Since io_uring consists of an early Direct3D-like "command buffer" interface, its time overhead is spent in de-/serialization, dispatch, reassembly, and cross-core cache latency as inputs and outputs move back and forth; with some I$ effect on top. Dispatch may be particularly expensive when kernel structures would be allocated and threads spawned to complete syscalls off-core.

It would seem that for ordinary "control" syscalls io_uring gains mostly from reducing the number of trips through the syscall interface when asynchronous jobs are submitted and their results retrieved in bulk. The downside is that CPUs are rather good at syscalls, and even better at dealing with data already in the cache. So the bar to beating a good old syscall is rather high even post-Meltdown.

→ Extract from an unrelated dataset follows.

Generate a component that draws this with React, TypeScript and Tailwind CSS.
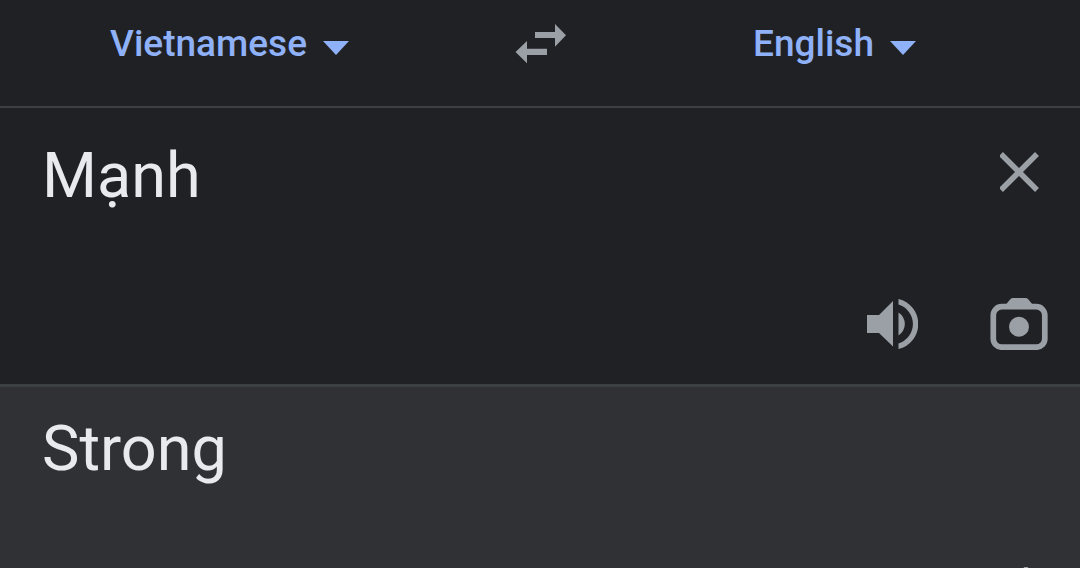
import { useState } from 'react'

const languages = ['Vietnamese', 'English']

type LanguageSelectProps = {
  label: string
  value: string
  onChange: (value: string) => void
}

function LanguageSelect({ label, value, onChange }: LanguageSelectProps) {
  return (
    <label className="flex items-center gap-4">
      <select
        aria-label={label}
        value={value}
        onChange={(e) => onChange(e.target.value)}
        className="appearance-none field-sizing-content bg-transparent text-[37px] leading-10 font-medium text-[#8fb1f7] outline-none"
      >
        {languages.map((language) => (
          <option key={language}>{language}</option>
        ))}
      </select>
      <svg className="mt-2 h-3.5 w-6.5" viewBox="0 0 26 14" fill="#8fb1f7" aria-hidden="true">
        <path d="M0 0h26L13 14z" />
      </svg>
    </label>
  )
}

function App() {
  const [source, setSource] = useState('Vietnamese')
  const [target, setTarget] = useState('English')
  const [text, setText] = useState('Mạnh')

  const swap = () => {
    setSource(target)
    setTarget(source)
  }

  return (
    <div className="flex h-screen flex-col overflow-hidden bg-[#202124] font-['Roboto','Noto_Sans',sans-serif] text-[#e8eaed]">
      {/* Language bar */}
      <header className="grid shrink-0 grid-cols-[1fr_162px_1fr] items-start border-b-2 border-[#3c4043] pt-6 pb-[42px]">
        <div className="flex justify-center">
          <LanguageSelect label="Source language" value={source} onChange={setSource} />
        </div>
        <button aria-label="Swap languages" onClick={swap} className="flex justify-center">
          <svg className="h-10 w-13" viewBox="0 0 52 40" fill="#9aa0a6">
            <path d="M21 8H41V0L52 11.300L41 22.700V14H21zM33 24.700V31H13V39.300L1.500 28L13 17V24.700z" />
          </svg>
        </button>
        <div className="flex justify-center pr-8">
          <LanguageSelect label="Target language" value={target} onChange={setTarget} />
        </div>
      </header>

      {/* Source text */}
      <section className="flex shrink-0 flex-col border-b-3 border-[#3c4043] pt-8 pr-8">
        <div className="flex items-start justify-between">
          <textarea
            aria-label="Source text"
            rows={1}
            value={text}
            onChange={(e) => setText(e.target.value)}
            className="min-w-0 flex-1 resize-none bg-transparent pl-10.5 text-[63px] leading-[72px] outline-none"
          />
          <button aria-label="Clear text" onClick={() => setText('')} className="mt-3 mr-2">
            <svg className="h-10 w-10" viewBox="0 0 40 40" stroke="#9aa0a6" strokeWidth="5.500">
              <path d="M1 2l36 36M37 2L1 38" />
            </svg>
          </button>
        </div>
        <div className="mt-[86px] mb-[34px] flex items-center justify-end gap-18">
          <button aria-label="Listen">
            <svg className="h-13 w-13" viewBox="0 0 52 52" fill="#9aa0a6">
              <path d="M1 17H13L27 3V48.500L13 35H1zM32.500 14.500A13.600 13.600 0 0 1 32.500 37.500z" />
              <path d="M32.500 1A25.700 25.700 0 0 1 32.500 51V45.500A20.400 20.400 0 0 0 32.500 6.500z" />
            </svg>
          </button>
          <button aria-label="Translate from camera">
            <svg className="h-13 w-14.5" viewBox="0 0 58 52">
              <path d="M15.500 7L20.500 1Q21.500 0 23 0H35.500Q37 0 38 1L43 7z" fill="#9aa0a6" />
              <rect x="3.300" y="8.700" width="51.500" height="40.500" rx="8.500" fill="none" stroke="#9aa0a6" strokeWidth="5.700" />
              <circle cx="29" cy="28.800" r="10" fill="#9aa0a6" />
            </svg>
          </button>
        </div>
      </section>

      {/* Translation */}
      <section className="flex flex-1 flex-col bg-[#303134] pt-6.5 pr-8 pl-10.5">
        <p className="shrink-0 text-[63px] leading-[72px]">{target === 'English' ? 'Strong' : text}</p>
        <button aria-label="Save translation" className="mt-20.5 shrink-0 self-end">
          <svg className="h-12 w-12" viewBox="-16 0 48 48" fill="#9aa0a6">
            <path d="M8 0h4l6 16 14 1-11 11 5 17-16-10-16 10 5-17-11-11 14-1z" />
          </svg>
        </button>
      </section>
    </div>
  )
}

export default App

Without even microbenchmarks it's hard to say for sure, but it seems that io_uring would be strictly worse for either throughput or latency when not applied to a sufficiently concurrent bulk use case[0]. Furthermore, example cases where io_uring use would be a net gain aren't readily apparent, in particular because it necessarily returns data generated in an off-core syscall to the originating core where (say) threads would go on with the rest of their operations first without their data leaving the core at all.

I'm rather skeptical of the necessity and utility of io_uring in real-world use cases. So far it looks like something that got its foot in the door and is now expanding in scope to become something like what XCB was for Xorg.

[0] bulk meaning many small calls, few large ones, or a happy medium of some kind.

ioctl() for io_uring

Posted Aug 4, 2021 6:47 UTC (Wed) by optimistyzy (guest, #152790) [Link]

When this feature can be supported in which linux kernel version?
And are there any example code in user space to use this nice feature?